__What to work on__
In the records below, count every line containing "TypeScript". Reply with the number only.

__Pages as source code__
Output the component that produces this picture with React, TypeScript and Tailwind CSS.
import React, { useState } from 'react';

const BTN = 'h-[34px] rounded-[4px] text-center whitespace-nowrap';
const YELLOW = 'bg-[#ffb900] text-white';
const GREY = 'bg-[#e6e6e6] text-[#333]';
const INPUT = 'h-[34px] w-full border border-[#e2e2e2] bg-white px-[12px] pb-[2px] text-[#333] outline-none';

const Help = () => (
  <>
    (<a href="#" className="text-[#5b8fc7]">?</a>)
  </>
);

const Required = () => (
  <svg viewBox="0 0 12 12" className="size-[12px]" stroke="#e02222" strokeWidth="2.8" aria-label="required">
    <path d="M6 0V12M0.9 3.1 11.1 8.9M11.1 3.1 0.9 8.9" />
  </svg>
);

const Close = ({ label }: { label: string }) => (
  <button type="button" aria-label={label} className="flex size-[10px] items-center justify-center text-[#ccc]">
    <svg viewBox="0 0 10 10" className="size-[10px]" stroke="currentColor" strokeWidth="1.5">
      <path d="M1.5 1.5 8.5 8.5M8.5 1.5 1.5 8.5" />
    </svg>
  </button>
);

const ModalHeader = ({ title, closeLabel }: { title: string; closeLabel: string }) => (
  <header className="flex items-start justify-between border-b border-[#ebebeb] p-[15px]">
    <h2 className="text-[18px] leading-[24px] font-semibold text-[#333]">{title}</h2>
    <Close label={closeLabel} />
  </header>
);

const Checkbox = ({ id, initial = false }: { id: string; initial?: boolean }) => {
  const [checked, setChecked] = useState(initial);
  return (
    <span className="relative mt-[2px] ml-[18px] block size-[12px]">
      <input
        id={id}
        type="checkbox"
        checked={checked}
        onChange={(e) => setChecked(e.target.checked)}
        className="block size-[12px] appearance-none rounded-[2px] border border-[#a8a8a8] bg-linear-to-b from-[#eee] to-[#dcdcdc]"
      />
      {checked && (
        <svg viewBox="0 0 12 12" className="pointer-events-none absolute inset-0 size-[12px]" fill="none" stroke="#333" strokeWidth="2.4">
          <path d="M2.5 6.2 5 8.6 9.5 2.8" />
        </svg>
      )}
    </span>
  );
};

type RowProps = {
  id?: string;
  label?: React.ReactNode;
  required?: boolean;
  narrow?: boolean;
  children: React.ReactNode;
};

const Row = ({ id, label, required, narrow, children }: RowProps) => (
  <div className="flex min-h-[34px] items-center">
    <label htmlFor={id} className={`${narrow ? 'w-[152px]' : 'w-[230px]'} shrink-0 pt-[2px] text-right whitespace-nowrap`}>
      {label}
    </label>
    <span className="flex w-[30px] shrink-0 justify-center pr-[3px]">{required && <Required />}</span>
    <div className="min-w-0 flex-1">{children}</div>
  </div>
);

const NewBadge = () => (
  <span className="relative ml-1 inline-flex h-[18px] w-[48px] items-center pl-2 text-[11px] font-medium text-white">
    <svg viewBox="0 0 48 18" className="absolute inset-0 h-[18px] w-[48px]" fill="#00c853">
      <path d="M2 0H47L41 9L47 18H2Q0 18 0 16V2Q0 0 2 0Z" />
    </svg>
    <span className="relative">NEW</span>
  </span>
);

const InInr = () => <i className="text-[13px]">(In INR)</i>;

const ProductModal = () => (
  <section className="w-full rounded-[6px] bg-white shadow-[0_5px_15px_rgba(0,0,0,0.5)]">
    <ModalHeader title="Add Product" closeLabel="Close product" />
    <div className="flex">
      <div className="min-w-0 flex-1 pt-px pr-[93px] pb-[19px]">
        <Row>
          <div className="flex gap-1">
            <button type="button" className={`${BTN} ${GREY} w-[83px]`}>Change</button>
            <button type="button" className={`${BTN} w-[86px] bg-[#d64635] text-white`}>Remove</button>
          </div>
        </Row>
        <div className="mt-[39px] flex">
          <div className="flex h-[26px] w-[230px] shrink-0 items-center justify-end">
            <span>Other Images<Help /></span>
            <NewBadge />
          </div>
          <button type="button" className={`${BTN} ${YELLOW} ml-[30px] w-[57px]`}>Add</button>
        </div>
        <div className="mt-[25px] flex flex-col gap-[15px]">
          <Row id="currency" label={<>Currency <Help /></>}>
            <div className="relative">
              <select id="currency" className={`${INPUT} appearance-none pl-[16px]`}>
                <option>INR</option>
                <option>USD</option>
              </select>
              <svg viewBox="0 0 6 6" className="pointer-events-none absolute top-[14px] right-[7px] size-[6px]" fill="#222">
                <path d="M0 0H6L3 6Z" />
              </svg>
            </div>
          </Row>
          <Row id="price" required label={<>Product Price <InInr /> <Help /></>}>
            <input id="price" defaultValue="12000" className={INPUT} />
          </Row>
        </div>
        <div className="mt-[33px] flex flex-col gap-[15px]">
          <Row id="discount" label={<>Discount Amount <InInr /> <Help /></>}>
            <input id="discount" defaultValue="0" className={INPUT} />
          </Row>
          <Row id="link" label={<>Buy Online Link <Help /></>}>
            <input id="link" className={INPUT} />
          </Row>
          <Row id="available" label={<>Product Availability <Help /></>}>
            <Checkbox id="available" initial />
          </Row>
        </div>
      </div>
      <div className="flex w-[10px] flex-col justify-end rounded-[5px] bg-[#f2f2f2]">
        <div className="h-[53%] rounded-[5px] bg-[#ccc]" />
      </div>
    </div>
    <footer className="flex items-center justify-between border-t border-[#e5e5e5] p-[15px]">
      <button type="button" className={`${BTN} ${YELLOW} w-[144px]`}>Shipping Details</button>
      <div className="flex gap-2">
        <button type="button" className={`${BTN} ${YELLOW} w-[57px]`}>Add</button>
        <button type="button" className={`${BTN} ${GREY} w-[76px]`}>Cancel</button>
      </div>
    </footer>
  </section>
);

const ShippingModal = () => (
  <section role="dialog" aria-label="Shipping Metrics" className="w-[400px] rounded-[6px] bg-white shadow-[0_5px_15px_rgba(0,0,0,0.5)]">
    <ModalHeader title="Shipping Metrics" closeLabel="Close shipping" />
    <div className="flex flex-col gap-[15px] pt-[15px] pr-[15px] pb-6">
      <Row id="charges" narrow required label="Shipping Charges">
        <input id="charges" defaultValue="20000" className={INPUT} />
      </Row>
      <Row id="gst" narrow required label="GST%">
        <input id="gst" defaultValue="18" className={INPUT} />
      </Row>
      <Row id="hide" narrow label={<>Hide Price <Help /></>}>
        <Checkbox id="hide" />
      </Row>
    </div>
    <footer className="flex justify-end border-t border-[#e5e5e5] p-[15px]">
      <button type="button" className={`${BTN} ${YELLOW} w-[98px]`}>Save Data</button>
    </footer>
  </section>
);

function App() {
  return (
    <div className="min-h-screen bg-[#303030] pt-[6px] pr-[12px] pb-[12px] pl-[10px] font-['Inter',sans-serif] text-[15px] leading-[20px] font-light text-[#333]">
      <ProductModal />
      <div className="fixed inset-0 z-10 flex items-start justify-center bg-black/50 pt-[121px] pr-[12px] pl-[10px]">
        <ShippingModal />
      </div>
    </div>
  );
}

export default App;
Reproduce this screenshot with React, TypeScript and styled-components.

__Answer to this task__
2